[start Given data]

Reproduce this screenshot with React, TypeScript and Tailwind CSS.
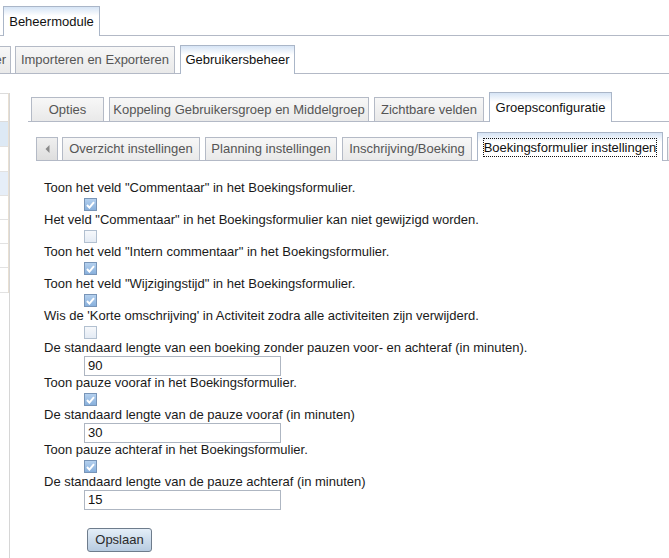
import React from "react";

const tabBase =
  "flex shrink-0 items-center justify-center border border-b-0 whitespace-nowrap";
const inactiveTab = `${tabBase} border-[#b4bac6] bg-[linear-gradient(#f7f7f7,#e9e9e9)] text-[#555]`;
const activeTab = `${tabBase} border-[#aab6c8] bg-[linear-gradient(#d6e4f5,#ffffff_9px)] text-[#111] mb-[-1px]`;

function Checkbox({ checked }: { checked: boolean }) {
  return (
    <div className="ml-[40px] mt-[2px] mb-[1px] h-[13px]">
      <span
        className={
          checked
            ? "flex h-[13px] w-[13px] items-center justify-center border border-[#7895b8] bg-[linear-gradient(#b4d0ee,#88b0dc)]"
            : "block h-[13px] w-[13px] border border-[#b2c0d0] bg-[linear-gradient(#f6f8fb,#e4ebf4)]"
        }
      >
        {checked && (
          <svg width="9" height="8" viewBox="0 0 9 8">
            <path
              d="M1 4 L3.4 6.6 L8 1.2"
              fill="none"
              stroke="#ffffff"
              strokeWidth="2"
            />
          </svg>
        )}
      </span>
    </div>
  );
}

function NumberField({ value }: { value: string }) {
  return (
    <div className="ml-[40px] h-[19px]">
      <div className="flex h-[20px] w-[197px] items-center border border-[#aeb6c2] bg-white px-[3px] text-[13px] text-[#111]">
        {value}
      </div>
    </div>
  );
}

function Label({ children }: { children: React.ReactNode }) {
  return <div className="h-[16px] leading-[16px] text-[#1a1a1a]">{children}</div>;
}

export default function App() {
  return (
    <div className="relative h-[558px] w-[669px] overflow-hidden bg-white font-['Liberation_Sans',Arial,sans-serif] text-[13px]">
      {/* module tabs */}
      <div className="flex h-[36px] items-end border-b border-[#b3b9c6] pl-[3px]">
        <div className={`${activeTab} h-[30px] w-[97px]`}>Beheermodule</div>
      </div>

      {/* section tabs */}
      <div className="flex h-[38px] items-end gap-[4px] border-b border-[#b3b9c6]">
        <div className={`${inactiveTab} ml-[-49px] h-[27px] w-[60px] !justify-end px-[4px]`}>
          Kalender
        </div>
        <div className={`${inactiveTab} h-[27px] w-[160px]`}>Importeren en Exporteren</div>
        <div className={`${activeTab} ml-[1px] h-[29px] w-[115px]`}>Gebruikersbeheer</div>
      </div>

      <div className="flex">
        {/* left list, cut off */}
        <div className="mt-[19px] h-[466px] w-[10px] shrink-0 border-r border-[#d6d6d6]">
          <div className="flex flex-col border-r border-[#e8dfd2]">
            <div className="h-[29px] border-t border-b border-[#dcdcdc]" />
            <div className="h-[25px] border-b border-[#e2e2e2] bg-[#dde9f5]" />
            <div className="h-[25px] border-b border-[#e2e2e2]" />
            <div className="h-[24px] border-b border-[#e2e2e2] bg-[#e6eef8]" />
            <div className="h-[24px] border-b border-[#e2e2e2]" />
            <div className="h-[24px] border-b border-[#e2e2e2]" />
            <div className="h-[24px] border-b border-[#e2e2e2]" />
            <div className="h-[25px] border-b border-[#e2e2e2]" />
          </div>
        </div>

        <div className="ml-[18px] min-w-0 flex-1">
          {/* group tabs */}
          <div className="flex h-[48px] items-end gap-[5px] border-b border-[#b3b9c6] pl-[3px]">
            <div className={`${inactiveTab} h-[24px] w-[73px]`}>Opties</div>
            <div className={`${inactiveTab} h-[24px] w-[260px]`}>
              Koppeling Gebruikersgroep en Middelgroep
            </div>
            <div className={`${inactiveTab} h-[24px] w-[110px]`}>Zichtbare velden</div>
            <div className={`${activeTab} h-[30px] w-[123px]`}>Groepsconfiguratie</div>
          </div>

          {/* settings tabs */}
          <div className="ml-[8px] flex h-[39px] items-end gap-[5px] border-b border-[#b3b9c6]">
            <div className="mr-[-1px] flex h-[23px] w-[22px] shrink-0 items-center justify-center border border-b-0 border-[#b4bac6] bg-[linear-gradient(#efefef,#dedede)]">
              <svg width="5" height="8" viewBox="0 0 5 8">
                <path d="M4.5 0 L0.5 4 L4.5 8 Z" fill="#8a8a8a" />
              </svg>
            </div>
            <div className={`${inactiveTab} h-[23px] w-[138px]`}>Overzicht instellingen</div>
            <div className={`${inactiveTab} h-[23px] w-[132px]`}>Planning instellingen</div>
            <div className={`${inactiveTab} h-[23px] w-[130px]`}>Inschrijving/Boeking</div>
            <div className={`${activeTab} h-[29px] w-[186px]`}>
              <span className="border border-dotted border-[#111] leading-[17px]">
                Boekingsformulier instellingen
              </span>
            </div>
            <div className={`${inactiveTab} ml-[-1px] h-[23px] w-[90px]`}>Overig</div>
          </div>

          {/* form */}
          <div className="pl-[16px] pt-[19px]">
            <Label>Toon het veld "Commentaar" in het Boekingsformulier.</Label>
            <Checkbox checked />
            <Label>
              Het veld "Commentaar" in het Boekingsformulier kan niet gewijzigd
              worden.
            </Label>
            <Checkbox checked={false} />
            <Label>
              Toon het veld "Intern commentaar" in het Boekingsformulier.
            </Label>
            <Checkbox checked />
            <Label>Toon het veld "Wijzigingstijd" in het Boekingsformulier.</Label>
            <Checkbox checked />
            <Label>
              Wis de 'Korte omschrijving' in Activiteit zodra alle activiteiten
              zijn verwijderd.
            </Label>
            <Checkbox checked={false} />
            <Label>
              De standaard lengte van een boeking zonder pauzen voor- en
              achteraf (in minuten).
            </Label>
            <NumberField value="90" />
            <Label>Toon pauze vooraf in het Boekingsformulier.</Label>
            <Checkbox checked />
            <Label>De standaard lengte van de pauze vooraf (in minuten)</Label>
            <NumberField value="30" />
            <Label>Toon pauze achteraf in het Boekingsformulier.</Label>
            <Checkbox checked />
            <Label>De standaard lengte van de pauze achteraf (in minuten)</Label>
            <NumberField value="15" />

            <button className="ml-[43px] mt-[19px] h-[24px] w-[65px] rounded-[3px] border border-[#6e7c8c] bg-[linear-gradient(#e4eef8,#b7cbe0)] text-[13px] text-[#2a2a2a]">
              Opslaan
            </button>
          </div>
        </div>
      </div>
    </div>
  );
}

[end Given data]

* [Objective]:
Copy every line of the listing where the word "React" appears.

* [Answer to the exercise]:
Reproduce this screenshot with React, TypeScript and Tailwind CSS.
import React from "react";
function Label({ children }: { children: React.ReactNode }) {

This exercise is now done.